Look through the data below. Show each line where the string "document" occurs.

BEGIN Provided data

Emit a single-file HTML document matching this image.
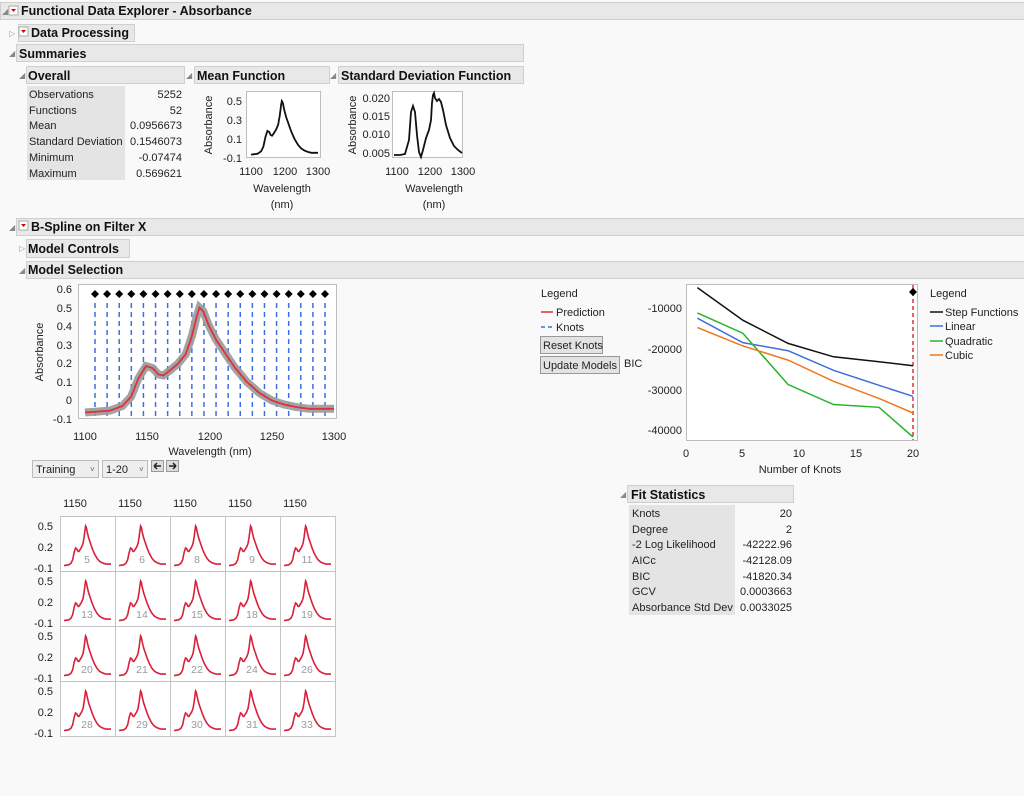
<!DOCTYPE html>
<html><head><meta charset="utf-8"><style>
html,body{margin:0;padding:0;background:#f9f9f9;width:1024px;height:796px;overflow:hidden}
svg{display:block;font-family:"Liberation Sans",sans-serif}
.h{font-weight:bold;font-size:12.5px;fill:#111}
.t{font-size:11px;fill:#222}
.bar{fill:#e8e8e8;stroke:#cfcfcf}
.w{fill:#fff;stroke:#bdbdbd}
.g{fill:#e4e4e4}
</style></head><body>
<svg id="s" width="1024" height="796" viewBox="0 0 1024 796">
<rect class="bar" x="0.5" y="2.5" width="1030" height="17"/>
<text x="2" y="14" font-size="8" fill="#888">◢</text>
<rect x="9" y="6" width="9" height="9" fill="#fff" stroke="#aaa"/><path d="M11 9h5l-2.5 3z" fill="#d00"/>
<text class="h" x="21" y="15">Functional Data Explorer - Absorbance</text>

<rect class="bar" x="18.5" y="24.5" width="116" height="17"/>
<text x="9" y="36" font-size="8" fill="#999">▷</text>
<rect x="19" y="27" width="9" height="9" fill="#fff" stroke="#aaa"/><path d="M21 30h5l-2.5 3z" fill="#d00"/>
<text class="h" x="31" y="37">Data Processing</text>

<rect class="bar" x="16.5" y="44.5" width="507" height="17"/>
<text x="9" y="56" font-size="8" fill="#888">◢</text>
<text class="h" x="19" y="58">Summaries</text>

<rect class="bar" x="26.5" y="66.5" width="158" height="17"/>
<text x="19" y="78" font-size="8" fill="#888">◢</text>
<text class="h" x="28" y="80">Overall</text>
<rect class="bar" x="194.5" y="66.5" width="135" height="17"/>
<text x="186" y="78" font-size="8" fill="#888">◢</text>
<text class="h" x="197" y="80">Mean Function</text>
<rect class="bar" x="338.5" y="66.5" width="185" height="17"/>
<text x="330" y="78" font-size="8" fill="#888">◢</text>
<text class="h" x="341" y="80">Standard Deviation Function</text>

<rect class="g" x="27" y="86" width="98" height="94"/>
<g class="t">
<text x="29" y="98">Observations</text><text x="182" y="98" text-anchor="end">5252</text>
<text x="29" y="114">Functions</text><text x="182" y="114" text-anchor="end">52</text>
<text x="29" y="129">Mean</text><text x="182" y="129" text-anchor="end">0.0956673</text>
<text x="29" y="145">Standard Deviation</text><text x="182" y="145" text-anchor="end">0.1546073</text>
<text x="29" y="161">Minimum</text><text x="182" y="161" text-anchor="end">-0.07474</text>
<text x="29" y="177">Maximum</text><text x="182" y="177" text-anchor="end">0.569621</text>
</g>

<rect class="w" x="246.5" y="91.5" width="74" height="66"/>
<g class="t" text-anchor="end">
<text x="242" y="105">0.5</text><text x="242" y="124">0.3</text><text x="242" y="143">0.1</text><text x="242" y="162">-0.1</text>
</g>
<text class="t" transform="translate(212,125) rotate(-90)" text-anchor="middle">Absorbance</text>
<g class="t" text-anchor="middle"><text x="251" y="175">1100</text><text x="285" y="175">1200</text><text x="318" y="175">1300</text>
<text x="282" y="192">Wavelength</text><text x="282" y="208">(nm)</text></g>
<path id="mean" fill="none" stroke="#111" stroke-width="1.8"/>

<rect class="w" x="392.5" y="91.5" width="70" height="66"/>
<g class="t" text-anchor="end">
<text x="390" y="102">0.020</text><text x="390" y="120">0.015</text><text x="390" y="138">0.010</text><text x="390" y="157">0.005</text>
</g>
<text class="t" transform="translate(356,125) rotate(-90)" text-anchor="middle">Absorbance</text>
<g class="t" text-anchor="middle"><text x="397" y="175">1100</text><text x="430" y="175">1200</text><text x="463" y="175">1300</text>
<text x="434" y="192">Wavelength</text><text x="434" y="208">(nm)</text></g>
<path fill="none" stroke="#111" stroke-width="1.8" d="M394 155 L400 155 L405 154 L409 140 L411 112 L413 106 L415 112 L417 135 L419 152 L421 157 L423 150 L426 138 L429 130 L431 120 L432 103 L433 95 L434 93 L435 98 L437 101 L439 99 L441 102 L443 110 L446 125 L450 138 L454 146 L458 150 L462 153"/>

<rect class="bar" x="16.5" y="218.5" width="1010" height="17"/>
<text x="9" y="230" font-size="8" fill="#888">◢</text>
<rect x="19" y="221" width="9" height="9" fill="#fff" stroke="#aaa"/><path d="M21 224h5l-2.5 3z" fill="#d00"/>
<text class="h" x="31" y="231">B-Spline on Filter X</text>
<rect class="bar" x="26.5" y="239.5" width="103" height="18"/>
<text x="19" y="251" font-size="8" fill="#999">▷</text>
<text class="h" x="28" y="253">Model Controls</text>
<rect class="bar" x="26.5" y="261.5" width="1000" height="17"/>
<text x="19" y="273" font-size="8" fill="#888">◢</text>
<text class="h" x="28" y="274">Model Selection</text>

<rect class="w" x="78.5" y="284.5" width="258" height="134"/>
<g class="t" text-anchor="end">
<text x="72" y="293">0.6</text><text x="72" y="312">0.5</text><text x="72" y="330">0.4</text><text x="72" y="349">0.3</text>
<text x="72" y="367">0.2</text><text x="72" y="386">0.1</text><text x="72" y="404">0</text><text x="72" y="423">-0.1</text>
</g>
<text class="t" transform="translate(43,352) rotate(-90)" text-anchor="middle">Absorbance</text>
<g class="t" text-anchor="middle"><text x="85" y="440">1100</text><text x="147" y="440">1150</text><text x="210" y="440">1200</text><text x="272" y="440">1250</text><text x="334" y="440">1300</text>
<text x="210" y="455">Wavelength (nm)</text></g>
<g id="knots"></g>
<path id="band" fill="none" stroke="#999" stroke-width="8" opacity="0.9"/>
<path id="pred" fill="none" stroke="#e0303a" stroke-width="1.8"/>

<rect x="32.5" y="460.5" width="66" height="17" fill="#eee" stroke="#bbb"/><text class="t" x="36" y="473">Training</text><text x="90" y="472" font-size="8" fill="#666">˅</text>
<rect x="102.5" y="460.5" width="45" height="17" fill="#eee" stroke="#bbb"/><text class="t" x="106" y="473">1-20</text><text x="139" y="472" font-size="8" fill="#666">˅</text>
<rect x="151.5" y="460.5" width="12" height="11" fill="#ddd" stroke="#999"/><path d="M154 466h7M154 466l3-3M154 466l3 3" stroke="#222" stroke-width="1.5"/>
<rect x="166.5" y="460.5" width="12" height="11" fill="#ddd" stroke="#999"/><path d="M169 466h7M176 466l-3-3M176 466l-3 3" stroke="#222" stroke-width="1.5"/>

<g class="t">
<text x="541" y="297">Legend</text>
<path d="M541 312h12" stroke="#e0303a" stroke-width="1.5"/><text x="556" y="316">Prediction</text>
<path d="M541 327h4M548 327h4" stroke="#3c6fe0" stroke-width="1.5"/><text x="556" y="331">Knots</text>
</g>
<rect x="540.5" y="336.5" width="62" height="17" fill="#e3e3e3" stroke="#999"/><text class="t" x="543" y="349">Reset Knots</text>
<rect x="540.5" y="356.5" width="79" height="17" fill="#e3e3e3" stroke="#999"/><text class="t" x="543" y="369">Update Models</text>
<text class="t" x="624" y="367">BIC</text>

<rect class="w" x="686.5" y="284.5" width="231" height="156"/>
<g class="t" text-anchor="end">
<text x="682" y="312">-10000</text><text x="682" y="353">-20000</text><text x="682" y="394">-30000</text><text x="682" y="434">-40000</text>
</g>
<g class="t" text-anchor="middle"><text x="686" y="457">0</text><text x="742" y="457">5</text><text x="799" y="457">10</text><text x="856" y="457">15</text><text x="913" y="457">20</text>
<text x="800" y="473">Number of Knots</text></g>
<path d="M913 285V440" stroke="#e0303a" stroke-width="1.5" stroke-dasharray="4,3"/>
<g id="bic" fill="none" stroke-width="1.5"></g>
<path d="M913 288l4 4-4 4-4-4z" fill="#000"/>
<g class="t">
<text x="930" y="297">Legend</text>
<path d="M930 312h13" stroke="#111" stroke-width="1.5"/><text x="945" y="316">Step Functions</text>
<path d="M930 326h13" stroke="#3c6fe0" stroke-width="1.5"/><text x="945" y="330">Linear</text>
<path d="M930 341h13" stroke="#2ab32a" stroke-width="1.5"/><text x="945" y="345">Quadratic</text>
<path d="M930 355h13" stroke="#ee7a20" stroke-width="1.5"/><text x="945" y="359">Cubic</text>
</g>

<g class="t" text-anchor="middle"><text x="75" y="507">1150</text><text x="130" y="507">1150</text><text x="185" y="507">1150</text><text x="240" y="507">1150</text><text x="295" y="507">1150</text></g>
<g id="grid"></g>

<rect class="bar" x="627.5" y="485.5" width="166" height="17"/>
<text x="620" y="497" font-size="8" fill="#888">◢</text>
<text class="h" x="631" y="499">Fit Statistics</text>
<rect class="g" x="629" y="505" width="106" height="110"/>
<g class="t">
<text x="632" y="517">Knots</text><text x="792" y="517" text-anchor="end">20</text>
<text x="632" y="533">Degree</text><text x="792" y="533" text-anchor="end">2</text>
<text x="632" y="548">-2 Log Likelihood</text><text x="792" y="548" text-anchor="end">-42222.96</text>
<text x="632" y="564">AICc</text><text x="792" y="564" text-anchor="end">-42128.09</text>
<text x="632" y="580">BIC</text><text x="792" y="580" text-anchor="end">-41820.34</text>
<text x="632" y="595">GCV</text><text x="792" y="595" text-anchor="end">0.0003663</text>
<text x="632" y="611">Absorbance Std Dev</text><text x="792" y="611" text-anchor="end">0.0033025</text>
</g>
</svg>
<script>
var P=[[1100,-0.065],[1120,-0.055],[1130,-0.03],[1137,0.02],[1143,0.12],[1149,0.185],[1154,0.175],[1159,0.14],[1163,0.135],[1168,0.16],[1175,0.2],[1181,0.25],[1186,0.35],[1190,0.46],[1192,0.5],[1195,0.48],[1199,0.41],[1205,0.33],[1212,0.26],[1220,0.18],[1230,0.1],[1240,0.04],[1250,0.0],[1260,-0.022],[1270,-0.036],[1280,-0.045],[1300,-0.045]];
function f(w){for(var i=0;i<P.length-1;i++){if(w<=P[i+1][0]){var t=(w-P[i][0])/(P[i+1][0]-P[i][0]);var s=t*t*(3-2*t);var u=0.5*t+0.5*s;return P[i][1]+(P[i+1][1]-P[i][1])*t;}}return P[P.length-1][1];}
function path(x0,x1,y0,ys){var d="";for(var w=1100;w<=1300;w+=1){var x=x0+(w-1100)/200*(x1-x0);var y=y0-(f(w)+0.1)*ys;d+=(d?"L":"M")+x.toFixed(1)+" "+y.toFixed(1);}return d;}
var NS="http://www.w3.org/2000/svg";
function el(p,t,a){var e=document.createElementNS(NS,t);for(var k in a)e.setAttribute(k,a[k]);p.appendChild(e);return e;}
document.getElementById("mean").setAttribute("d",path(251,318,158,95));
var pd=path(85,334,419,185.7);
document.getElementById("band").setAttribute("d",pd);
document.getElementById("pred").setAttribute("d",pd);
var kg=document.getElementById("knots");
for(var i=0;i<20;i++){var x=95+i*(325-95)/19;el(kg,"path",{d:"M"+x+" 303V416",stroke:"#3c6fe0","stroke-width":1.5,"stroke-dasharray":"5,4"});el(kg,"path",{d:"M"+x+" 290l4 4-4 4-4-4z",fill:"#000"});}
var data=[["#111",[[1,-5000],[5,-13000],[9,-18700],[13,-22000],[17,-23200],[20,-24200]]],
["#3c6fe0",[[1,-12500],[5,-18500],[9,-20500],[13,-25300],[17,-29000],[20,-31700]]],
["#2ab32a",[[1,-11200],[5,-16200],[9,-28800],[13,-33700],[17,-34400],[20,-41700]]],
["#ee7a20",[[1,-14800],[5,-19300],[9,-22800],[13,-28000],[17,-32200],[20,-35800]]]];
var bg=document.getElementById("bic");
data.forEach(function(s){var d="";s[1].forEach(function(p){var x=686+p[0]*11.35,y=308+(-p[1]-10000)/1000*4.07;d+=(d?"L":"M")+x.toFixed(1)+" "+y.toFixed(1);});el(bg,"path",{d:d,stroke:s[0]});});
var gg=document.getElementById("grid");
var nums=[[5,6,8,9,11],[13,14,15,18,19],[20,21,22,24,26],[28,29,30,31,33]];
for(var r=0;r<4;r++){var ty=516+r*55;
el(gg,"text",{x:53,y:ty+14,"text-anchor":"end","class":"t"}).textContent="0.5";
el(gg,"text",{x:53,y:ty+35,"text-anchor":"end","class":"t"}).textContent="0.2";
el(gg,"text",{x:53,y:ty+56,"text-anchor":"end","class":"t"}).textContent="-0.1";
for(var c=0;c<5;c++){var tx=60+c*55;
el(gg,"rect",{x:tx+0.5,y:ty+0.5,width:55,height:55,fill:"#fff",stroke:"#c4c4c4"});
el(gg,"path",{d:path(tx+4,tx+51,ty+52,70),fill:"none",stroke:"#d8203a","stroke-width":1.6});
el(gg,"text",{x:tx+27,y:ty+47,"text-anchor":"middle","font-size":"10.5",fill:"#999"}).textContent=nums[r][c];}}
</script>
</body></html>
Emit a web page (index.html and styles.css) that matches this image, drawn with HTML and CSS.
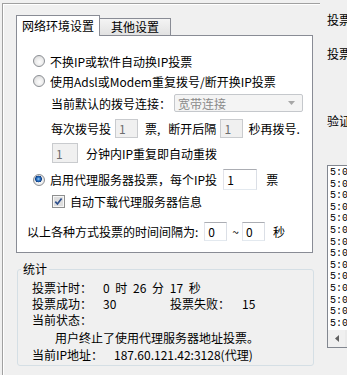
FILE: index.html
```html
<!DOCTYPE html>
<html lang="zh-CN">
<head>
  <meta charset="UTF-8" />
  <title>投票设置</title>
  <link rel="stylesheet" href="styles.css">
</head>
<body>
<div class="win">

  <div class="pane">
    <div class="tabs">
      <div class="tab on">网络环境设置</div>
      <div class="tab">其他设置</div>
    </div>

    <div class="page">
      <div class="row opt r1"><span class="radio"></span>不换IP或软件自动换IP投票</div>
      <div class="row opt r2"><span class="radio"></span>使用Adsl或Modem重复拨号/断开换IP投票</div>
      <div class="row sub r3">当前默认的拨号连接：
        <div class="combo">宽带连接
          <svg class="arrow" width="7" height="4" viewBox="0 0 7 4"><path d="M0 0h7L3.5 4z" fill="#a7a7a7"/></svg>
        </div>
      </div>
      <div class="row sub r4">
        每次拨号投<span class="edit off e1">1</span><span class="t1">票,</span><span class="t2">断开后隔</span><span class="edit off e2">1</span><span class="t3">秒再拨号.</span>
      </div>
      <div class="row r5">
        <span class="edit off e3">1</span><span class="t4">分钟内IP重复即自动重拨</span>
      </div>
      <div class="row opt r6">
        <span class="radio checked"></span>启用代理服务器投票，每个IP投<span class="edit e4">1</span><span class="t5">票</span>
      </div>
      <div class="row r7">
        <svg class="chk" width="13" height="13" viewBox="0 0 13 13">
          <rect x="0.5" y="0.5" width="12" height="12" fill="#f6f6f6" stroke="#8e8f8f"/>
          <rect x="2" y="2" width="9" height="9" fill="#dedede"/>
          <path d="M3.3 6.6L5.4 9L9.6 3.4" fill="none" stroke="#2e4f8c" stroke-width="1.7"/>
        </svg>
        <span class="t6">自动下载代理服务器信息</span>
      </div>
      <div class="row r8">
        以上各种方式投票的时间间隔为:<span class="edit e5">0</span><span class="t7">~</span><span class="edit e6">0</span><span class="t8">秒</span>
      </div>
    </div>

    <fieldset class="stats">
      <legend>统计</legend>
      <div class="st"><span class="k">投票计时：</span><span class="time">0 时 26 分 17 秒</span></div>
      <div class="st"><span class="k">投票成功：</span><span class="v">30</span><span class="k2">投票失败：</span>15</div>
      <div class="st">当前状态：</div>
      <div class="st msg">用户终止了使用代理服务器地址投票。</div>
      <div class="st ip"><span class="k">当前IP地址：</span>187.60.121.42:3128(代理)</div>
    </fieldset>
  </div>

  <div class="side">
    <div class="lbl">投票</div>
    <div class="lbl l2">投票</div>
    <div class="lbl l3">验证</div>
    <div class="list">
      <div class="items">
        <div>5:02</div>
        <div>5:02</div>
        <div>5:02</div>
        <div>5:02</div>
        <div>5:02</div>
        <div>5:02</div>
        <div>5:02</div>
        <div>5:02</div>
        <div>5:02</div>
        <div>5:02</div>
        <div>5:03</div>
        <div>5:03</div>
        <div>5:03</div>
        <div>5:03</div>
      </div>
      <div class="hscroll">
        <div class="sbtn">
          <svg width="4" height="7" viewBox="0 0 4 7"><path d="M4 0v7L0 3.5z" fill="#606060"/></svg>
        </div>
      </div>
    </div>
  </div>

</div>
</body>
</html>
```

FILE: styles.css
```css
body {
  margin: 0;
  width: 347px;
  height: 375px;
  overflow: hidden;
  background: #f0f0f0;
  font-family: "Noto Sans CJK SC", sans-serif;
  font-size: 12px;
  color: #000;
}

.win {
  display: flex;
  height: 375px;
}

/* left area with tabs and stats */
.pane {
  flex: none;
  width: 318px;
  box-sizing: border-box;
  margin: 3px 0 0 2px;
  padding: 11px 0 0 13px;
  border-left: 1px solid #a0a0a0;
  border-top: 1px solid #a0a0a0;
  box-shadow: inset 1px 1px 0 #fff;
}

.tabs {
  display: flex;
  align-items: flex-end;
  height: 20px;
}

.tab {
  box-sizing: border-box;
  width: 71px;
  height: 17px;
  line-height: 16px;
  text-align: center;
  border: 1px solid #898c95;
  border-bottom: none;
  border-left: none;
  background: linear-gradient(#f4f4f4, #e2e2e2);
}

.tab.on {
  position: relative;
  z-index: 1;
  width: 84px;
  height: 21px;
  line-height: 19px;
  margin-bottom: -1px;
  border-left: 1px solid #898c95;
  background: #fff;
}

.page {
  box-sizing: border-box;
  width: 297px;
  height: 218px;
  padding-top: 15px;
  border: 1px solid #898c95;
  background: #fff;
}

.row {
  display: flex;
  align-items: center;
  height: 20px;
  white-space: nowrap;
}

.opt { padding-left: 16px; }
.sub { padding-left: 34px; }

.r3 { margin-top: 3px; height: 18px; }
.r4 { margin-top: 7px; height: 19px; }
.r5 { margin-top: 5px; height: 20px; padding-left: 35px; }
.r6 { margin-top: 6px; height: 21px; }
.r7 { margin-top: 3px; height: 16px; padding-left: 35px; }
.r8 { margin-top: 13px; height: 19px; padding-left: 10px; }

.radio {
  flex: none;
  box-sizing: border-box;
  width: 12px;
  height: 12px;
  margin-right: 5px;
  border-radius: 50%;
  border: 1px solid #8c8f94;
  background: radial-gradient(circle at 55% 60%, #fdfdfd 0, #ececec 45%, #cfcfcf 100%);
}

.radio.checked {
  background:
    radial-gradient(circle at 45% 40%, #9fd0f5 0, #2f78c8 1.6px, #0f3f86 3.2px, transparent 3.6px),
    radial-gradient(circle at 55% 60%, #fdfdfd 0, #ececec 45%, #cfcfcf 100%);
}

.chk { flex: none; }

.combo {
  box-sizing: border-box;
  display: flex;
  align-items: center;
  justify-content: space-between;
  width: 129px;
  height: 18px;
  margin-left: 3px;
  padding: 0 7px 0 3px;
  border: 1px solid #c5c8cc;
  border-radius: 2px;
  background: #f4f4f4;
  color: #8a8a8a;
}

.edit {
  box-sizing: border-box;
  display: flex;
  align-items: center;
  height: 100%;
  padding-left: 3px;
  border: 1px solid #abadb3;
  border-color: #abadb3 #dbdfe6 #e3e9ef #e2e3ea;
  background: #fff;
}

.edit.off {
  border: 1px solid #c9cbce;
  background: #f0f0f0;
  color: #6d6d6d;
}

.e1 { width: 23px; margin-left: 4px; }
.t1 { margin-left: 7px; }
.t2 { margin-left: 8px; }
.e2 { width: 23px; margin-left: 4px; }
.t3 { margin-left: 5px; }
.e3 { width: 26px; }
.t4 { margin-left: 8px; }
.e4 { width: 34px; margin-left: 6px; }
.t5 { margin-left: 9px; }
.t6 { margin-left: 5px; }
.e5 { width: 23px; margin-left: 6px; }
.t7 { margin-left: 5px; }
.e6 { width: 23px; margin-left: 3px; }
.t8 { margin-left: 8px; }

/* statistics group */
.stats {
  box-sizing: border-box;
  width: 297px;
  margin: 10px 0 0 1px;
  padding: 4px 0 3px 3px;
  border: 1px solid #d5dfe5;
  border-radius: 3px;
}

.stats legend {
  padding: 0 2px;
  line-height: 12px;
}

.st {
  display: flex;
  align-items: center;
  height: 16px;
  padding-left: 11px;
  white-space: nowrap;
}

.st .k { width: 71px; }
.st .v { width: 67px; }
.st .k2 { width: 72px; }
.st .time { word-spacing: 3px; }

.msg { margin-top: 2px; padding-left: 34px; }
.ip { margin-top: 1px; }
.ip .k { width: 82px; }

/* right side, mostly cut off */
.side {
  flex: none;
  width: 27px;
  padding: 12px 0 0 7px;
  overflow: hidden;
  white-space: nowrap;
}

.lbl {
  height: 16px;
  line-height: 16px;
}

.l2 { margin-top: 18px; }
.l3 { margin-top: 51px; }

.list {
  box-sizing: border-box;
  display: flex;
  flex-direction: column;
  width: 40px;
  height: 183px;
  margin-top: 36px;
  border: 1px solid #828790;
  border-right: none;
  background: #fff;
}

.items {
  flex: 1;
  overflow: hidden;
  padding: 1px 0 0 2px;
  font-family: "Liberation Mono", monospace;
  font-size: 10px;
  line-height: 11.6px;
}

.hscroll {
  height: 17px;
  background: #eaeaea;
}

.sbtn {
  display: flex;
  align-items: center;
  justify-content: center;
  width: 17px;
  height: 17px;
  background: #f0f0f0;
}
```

END Provided data

Answer to this exercise:
Emit a single-file HTML document matching this image.
function el(p,t,a){var e=document.createElementNS(NS,t);for(var k in a)e.setAttribute(k,a[k]);p.appendChild(e);return e;}
document.getElementById("mean").setAttribute("d",path(251,318,158,95));
document.getElementById("band").setAttribute("d",pd);
document.getElementById("pred").setAttribute("d",pd);
var kg=document.getElementById("knots");
var bg=document.getElementById("bic");
var gg=document.getElementById("grid");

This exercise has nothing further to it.